Kanye West is sounding off on a series of topics.
In a new interview with Alo Yoga CEO Danny Harris for the sportswear brand’s podcast “Mind Full,” Ye admits that he has never picked up a book and wants to outlaw stairs.
“I actually haven’t read any book. Reading is like eating Brussels sprouts for me and talking is like getting the Giorgio Baldi corn ravioli,” said Ye, whose late mother Donda West was a professor and chair of the English Department at Chicago State University.
The Yeezy mogul, who referred to himself as the “Black Brad Pitt” or “Black Leo” in the interview, also said he wants to ban stairs and replace them with ramps.
“I’m really big on outlawing stairs. And people will get into like arguments with me,” he said. “Everything should be designed like an old folks home because if we’re lucky, we’ll all turn to old folks.”
Elsewhere in the 36-minute interview, he said he’s been practicing a new style of language where he takes out “all those years and years of classism.”
“All that stuff in the dictionary is ‘I’m better than you, I’m smarter than you,’” said Ye, who suggested that people talk more like Yoda from Star Wars and only use words that they “absolutely need.”
During the podcast, Kanye defended his private Christian school Donda Academy following his argument with Kim Kardashian over where their four children should go to school.
“I have to be able to throw my version onto the curriculum,” he said. “The standard curriculums that are there, we have to balance them. It shows you how to interact in today’s society and all that, but we have to balance them with curriculums that allow for self-confidence, because so many of the schools in modern indoctrinations take away from the confidence that these future leaders would have in themselves.”
Rolling Stone recently reported that the school is not yet accredited and that families are required to sign nondisclosure agreements.

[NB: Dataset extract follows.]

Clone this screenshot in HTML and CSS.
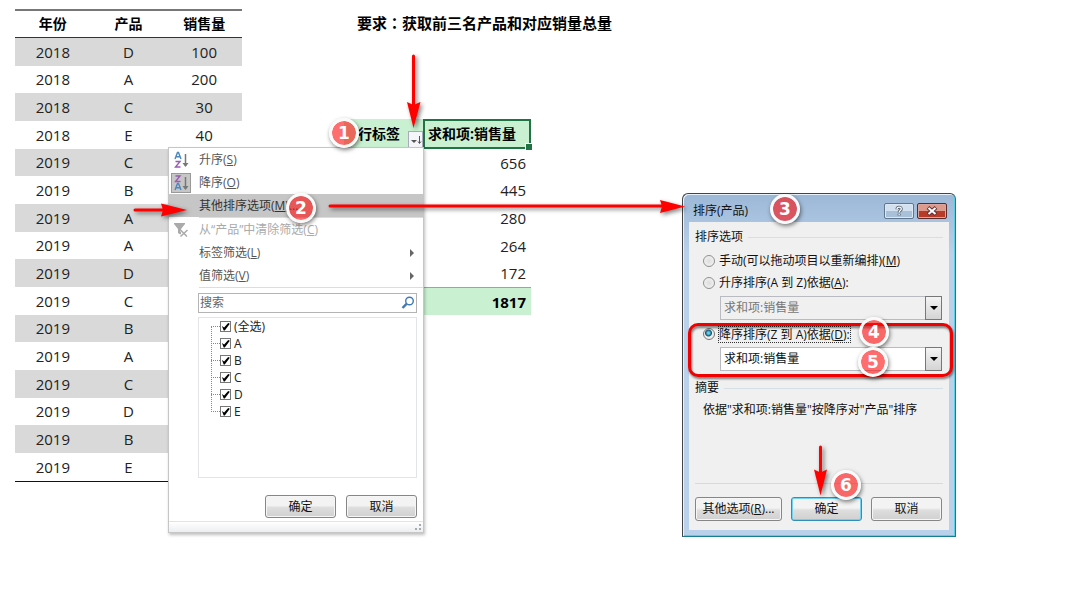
FILE: index.html
```html
<!DOCTYPE html>
<html lang="zh-CN">
<head>
<meta charset="utf-8">
<title>获取前三名产品和对应销量总量</title>
<link rel="stylesheet" href="styles.css">
</head>
<body>
<main class="sheet">
  <table class="data">
    <thead><tr><th scope="col">年份</th><th scope="col">产品</th><th scope="col">销售量</th></tr></thead>
    <tbody>
      <tr><td>2018</td><td>D</td><td>100</td></tr>
      <tr><td>2018</td><td>A</td><td>200</td></tr>
      <tr><td>2018</td><td>C</td><td>30</td></tr>
      <tr><td>2018</td><td>E</td><td>40</td></tr>
      <tr><td>2019</td><td>C</td><td></td></tr>
      <tr><td>2019</td><td>B</td><td></td></tr>
      <tr><td>2019</td><td>A</td><td></td></tr>
      <tr><td>2019</td><td>A</td><td></td></tr>
      <tr><td>2019</td><td>D</td><td></td></tr>
      <tr><td>2019</td><td>C</td><td></td></tr>
      <tr><td>2019</td><td>B</td><td></td></tr>
      <tr><td>2019</td><td>A</td><td></td></tr>
      <tr><td>2019</td><td>C</td><td></td></tr>
      <tr><td>2019</td><td>D</td><td></td></tr>
      <tr><td>2019</td><td>B</td><td></td></tr>
      <tr><td>2019</td><td>E</td><td></td></tr>
    </tbody>
  </table>

  <section class="summary">
    <h1 class="task">要求<span class="colon" lang="zh-TW">：</span>获取前三名产品和对应销量总量</h1>
    <table class="pivot">
      <thead><tr>
        <th scope="col" class="row-label"><div class="label-cell"><span>行标签</span>
          <button class="filter" type="button" aria-label="筛选"><svg width="14" height="15" viewBox="0 0 14 15"><path d="M2 8h6l-3 3z" fill="#555"/><path d="M10.500 4v7M9 9.500l1.500 2 1.500-2" fill="none" stroke="#555"/></svg></button></div></th>
        <th scope="col" class="selected">求和项:销售量</th>
      </tr></thead>
      <tbody>
        <tr><td></td><td>656</td></tr>
        <tr><td></td><td>445</td></tr>
        <tr><td></td><td>280</td></tr>
        <tr><td></td><td>264</td></tr>
        <tr><td></td><td>172</td></tr>
      </tbody>
      <tfoot><tr><td></td><td>1817</td></tr></tfoot>
    </table>
  </section>

  <section class="menu">
    <button class="item" type="button"><span class="icon"><svg width="18" height="18" viewBox="0 0 18 18" fill="none"><path d="M3 8l2.500-6.500h1L9 8M4 5.700h4" stroke="#4a86c0" stroke-width="1.400"/><path d="M3.500 10.500h4.500L3.500 16h5" stroke="#9a5bb5" stroke-width="1.400"/><path d="M13.500 3v12" stroke="#777" stroke-width="1.500"/><path d="M10.500 12h6l-3 4z" fill="#777"/></svg></span><span>升序(<u>S</u>)</span></button>
    <button class="item" type="button"><span class="icon pressed"><svg width="18" height="18" viewBox="0 0 18 18" fill="none"><path d="M3.500 2H8L3.500 7.500h5" stroke="#9a5bb5" stroke-width="1.400"/><path d="M3 16l2.500-6.500h1L9 16M4 13.700h4" stroke="#4a86c0" stroke-width="1.400"/><path d="M13.500 3v12" stroke="#777" stroke-width="1.500"/><path d="M10.500 12h6l-3 4z" fill="#777"/></svg></span><span>降序(<u>O</u>)</span></button>
    <button class="item active" type="button"><span class="icon"></span><span>其他排序选项(<u>M</u>)...</span></button>
    <hr class="rule">
    <button class="item" type="button" disabled><span class="icon"><svg width="18" height="18" viewBox="0 0 18 18" fill="none"><path d="M2 2h11v1L9 8v6L6 12V8L2 3z" fill="#aaa"/><path d="M9 9l6 6M15 9l-6 6" stroke="#fff" stroke-width="3"/><path d="M8.500 9l6.500 6.500M15.500 9l-7 6.500" stroke="#aaa" stroke-width="1.500"/></svg></span><span>从“产品”中清除筛选(<u>C</u>)</span></button>
    <button class="item" type="button"><span class="icon"></span><span>标签筛选(<u>L</u>)</span><i class="more"></i></button>
    <button class="item" type="button"><span class="icon"></span><span>值筛选(<u>V</u>)</span><i class="more"></i></button>
    <hr class="rule">
    <div class="panel">
      <div class="search"><input type="text" placeholder="搜索" aria-label="搜索"><svg width="14" height="14" viewBox="0 0 14 14" fill="none" stroke="#4279b5"><circle cx="8.500" cy="5" r="3.800" stroke-width="1.400"/><path d="M5.500 7.800L1.500 12" stroke-width="2.400"/></svg></div>
      <div class="tree">
        <label><input type="checkbox" checked>(全选)</label>
        <label><input type="checkbox" checked>A</label>
        <label><input type="checkbox" checked>B</label>
        <label><input type="checkbox" checked>C</label>
        <label><input type="checkbox" checked>D</label>
        <label><input type="checkbox" checked>E</label>
      </div>
      <div class="actions"><button class="btn" type="button">确定</button><button class="btn" type="button">取消</button></div>
    </div>
    <div class="grip"><svg width="8" height="8" viewBox="0 0 8 8" fill="#aaa"><path d="M4 0h2v2H4zM0 4h2v2H0zM4 4h2v2H4z"/></svg></div>
  </section>

  <section class="dialog" role="dialog" aria-labelledby="dialog-title">
    <header class="titlebar">
      <h2 id="dialog-title">排序(产品)</h2>
      <button class="caption" type="button" aria-label="帮助"><svg width="12" height="12" viewBox="0 0 12 12" fill="none"><path d="M4 4.200C4 1.500 8.300 1.500 8.300 4c0 1.600-2.200 1.500-2.200 3.500M6.100 8.800v1.700" stroke="#52606e" stroke-width="3"/><path d="M4 4.200C4 1.500 8.300 1.500 8.300 4c0 1.600-2.200 1.500-2.200 3.500M6.100 9v1.300" stroke="#fff" stroke-width="1.300"/></svg></button>
      <button class="caption close" type="button" aria-label="关闭"><svg width="12" height="10" viewBox="0 0 12 10" fill="none"><path d="M2 1.500l8 7M10 1.500l-8 7" stroke="#643036" stroke-width="4"/><path d="M2.500 2l7 6M9.500 2l-7 6" stroke="#fff" stroke-width="2"/></svg></button>
    </header>
    <form class="content">
      <h3 class="group">排序选项</h3>
      <div class="options">
        <label class="choice"><input type="radio" name="sort"><span>手动(可以拖动项目以重新编排)(<u>M</u>)</span></label>
        <label class="choice"><input type="radio" name="sort"><span>升序排序(A 到 Z)依据(<u>A</u>):</span></label>
        <div class="combo"><select disabled aria-label="升序排序依据"><option>求和项:销售量</option></select><span class="drop"></span></div>
        <label class="choice"><input type="radio" name="sort" checked><span class="focus">降序排序(Z 到 A)依据(<u>D</u>):</span></label>
        <div class="combo"><select aria-label="降序排序依据"><option>求和项:销售量</option></select><span class="drop"></span></div>
      </div>
      <h3 class="group">摘要</h3>
      <p class="note">依据"求和项:销售量"按降序对"产品"排序</p>
      <div class="buttons"><button class="btn wide" type="button">其他选项(<u>R</u>)...</button><button class="btn default" type="button">确定</button><button class="btn" type="button">取消</button></div>
    </form>
  </section>

  <div class="frame"></div>
  <svg class="arrows" width="1080" height="594" viewBox="0 0 1080 594" fill="#f00" stroke="#f00" stroke-linecap="round">
    <path d="M413.500 56v50M135 210h34M330 206h335M820.500 447v30" stroke-width="3"/>
    <path stroke="none" d="M407 102l6.500 3 7-3-7 26zM161 203.500l26 6.500-26 6.500 2-6.500zM660 200l25 6.500-25 6.500 2-6.500zM814 469.500l6.500 3 6.500-3-6.500 26z"/>
  </svg>
  <span class="badge b1">1</span>
  <span class="badge b2">2</span>
  <span class="badge b3">3</span>
  <span class="badge b4">4</span>
  <span class="badge b5">5</span>
  <span class="badge b6">6</span>
</main>
</body>
</html>
```

FILE: styles.css
```css
* { box-sizing: border-box; }
body {
  margin: 0;
  background: #fff;
  color: #111;
  font: 12px/16px "Open Sans", "Noto Sans CJK SC", sans-serif;
}
button, input, select { font: inherit; color: inherit; margin: 0; }
h1, h2, h3, p, hr { margin: 0; font-weight: normal; }
table { border-collapse: separate; border-spacing: 0; table-layout: fixed; font-size: 15px; line-height: 20px; }
td, th { padding: 0; }
th { font-size: 14px; }

.sheet {
  position: relative;
  display: flex;
  align-items: flex-start;
  gap: 102px;
  min-height: 100vh;
  padding: 9px 15px;
  overflow: hidden;
}

/* Source data */
.data { width: 227px; height: 473px; text-align: center; color: #222; }
.data th { height: 29px; color: #000; border-top: 2px solid #777; border-bottom: 1px solid #333; }
.data tbody tr:nth-child(odd) { background: #d9d9d9; }
.data tbody tr:last-child td { border-bottom: 1px solid #111; }

/* Pivot summary */
.summary { width: 187px; }
.task { margin: 4px 0 0 13px; color: #000; font-size: 15px; line-height: 20px; font-weight: bold; white-space: nowrap; }
.colon { font-family: "Noto Sans CJK TC", sans-serif; line-height: 16px; }
.pivot { width: 187px; height: 196px; margin-top: 86px; text-align: right; color: #222; }
.pivot th { height: 30px; color: #000; background: #c9f1d1; }
.row-label { width: 79px; }
.label-cell { display: flex; justify-content: flex-end; align-items: center; gap: 8px; height: 30px; white-space: nowrap; }
.filter { align-self: flex-end; width: 15px; height: 17px; margin-bottom: 1px; padding: 0; border: 1px solid #aab; background: #f5f6fa; line-height: 0; }
.pivot .selected { position: relative; border: 2px solid #217346; padding-left: 3px; text-align: left; white-space: nowrap; }
.selected::after { content: ""; position: absolute; right: -3px; bottom: -3px; width: 6px; height: 6px; background: #217346; border: 1px solid #fff; border-width: 1px 0 0 1px; }
.pivot td { padding-right: 5px; }
.pivot tfoot td { height: 28px; background: #c9f1d1; border-top: 1px solid #63c77d; color: #000; font-weight: bold; }

/* Filter menu */
.menu {
  position: absolute;
  left: 168px;
  top: 147px;
  width: 256px;
  display: flex;
  flex-direction: column;
  background: #fff;
  border: 1px solid #c6c6c6;
  box-shadow: 1px 2px 3px rgba(0, 0, 0, .25);
  color: #555;
}
.item { display: flex; align-items: center; gap: 8px; height: 23px; padding: 0 9px 0 2px; border: 0; background: none; white-space: nowrap; }
.item.active { background: #c6c6c6; color: #333; }
.item:disabled { color: #aaa; }
.icon { display: flex; align-items: center; justify-content: center; width: 20px; height: 20px; }
.icon.pressed { background: #c6c6c6; border: 1px solid #999; }
.more { margin-left: auto; border: 4px solid transparent; border-left-color: #666; border-right: 0; }
.rule { height: 1px; margin-left: 30px; border: 0; background: #ddd; }
.panel { display: flex; flex-direction: column; gap: 4px; padding: 5px 6px 3px 29px; }
.search { display: flex; align-items: center; height: 20px; padding-right: 1px; border: 1px solid #b4b4b4; }
.search input { flex: 1; min-width: 0; height: 16px; padding: 0 1px; border: 0; outline: 0; background: none; }
.search input::placeholder { color: #666; }
.tree { position: relative; min-height: 161px; border: 1px solid #e2e4e8; padding-left: 12px; color: #222; }
.tree::before { content: ""; position: absolute; left: 12px; top: 9px; height: 85px; border-left: 1px dotted #888; }
.tree label { display: flex; align-items: center; height: 17px; }
.tree label::before { content: ""; width: 9px; border-top: 1px dotted #888; }
.tree input { appearance: none; display: grid; width: 11px; height: 11px; margin-right: 3px; border: 1px solid #777; background: #fff; }
.tree input::before { content: ""; background: #000; clip-path: polygon(10% 45%, 35% 60%, 80% 10%, 98% 20%, 42% 95%, 30% 95%); }
.actions { display: flex; justify-content: flex-end; gap: 10px; margin-top: 13px; }
.btn {
  width: 71px;
  height: 24px;
  padding: 0;
  border: 1px solid #868686;
  border-radius: 3px;
  background: linear-gradient(#f3f3f3 0 45%, #dedede 55%, #d0d0d0);
  box-shadow: inset 0 0 0 1px #f6f6f6;
  color: #111;
}
.actions .btn { height: 23px; }
.grip { display: flex; justify-content: flex-end; align-items: flex-end; height: 11px; border-top: 1px solid #dce5ef; background: linear-gradient(#fff, #eceef0); }

/* Sort dialog */
.dialog {
  position: absolute;
  left: 682px;
  top: 193px;
  width: 274px;
  padding: 0 6px 6px;
  border: 1px solid #444;
  border-right-color: #157f91;
  border-bottom-color: #157f91;
  border-radius: 6px 6px 0 0;
  background: linear-gradient(#9cb8d7, #b9d1ea 60px);
  box-shadow: inset 1px 1px #e8f2fb, inset -1px -1px #59cfe6;
}
.titlebar { display: flex; align-items: center; gap: 3px; height: 28px; padding: 6px 2px 0 4px; }
.titlebar h2 { flex: 1; font-size: 12px; line-height: 16px; }
.caption { display: flex; align-items: center; justify-content: center; width: 30px; height: 16px; padding: 0; border: 1px solid #60768e; border-radius: 2px; background: linear-gradient(#d2e0ef 50%, #a9c0d9 50%); box-shadow: inset 0 0 0 1px #dce8f4; }
.caption.close { border-color: #5b2b2b; background: linear-gradient(#dc9a8c 50%, #b83b28 50%); box-shadow: inset 0 0 0 1px #dca49a; }
.content { display: flex; flex-direction: column; padding: 7px 6px 9px; background: #f0f0f0; }
.group { display: flex; align-items: center; gap: 5px; font-size: 12px; line-height: 16px; }
.group::after { content: ""; flex: 1; border-top: 1px solid #d5dfe5; }
.options { padding: 5px 0 6px 8px; }
.choice { display: flex; align-items: center; gap: 4px; height: 22px; white-space: nowrap; }
.choice input { appearance: none; width: 12px; height: 12px; border: 1px solid #8e8f8f; border-radius: 50%; background: radial-gradient(#ddd, #f8f8f8); }
.choice input:checked { border-color: #777; background: radial-gradient(circle at 45% 40%, #5fd0f0 0 1px, #17526f 3px, #eee 4px); }
.focus { outline: 1px dotted #333; line-height: 15px; }
.combo { position: relative; display: flex; height: 24px; margin: 2px 1px 3px 17px; }
.combo select { flex: 1; appearance: none; padding: 0 3px; border: 1px solid #b8bcc2; border-radius: 0; background: #fff; opacity: 1; }
.combo select:disabled { background: #f0f0f0; color: #777; }
.drop { position: absolute; right: 0; top: 0; width: 17px; height: 24px; border: 1px solid #777; background: linear-gradient(#f4f4f4, #d4d4d4); display: grid; place-items: center; pointer-events: none; }
.drop::before { content: ""; border: 4px solid transparent; border-top-color: #000; border-bottom: 0; }
.note { margin: 6px 0 0 8px; white-space: nowrap; }
.buttons { display: flex; justify-content: space-between; margin-top: 65px; padding: 13px 1px 0 0; border-top: 1px solid #cfdbe5; }
.btn.wide { width: 87px; }
.btn.default { border-color: #2f8fb8; box-shadow: inset 0 0 0 1px #72d2f2; }

/* Annotations */
.frame { position: absolute; left: 688px; top: 323px; width: 265px; height: 54px; border: 3px solid #f00000; border-radius: 10px; filter: drop-shadow(1px 2px 1px rgba(0, 0, 0, .5)); }
.arrows { position: absolute; left: 0; top: 0; pointer-events: none; filter: drop-shadow(2px 2px 2px rgba(0, 0, 0, .5)); }
.badge {
  position: absolute;
  width: 30px;
  height: 30px;
  border: 3px solid #fafafa;
  border-radius: 50%;
  background: rgba(255, 13, 13, .6) padding-box;
  box-shadow: 1px 2px 4px rgba(0, 0, 0, .5);
  color: #fff;
  font: bold 17px/24px "DejaVu Sans", sans-serif;
  text-align: center;
}
.b1 { left: 329px; top: 118px; }
.b2 { left: 286px; top: 193px; }
.b3 { left: 770px; top: 194px; }
.b4 { left: 859px; top: 317px; }
.b5 { left: 858px; top: 347px; }
.b6 { left: 831px; top: 470px; }
```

“Our school is going to expose the engineering of food, shelter, clothing, automotive, computer, hardware and software, financial literacy, and just as a shoutout to Elon [Musk], rocket science,” said Ye, who pushed back at people who call him crazy.
“I can do something crazy in the best way, but if a random person on the street says, ‘That was crazy,’ I feel like shit for a little bit,” he admitted. “It hurts as a human being, it hurts my feelings. Then I start to talk about how I made all this money to try to compensate for people downing me.”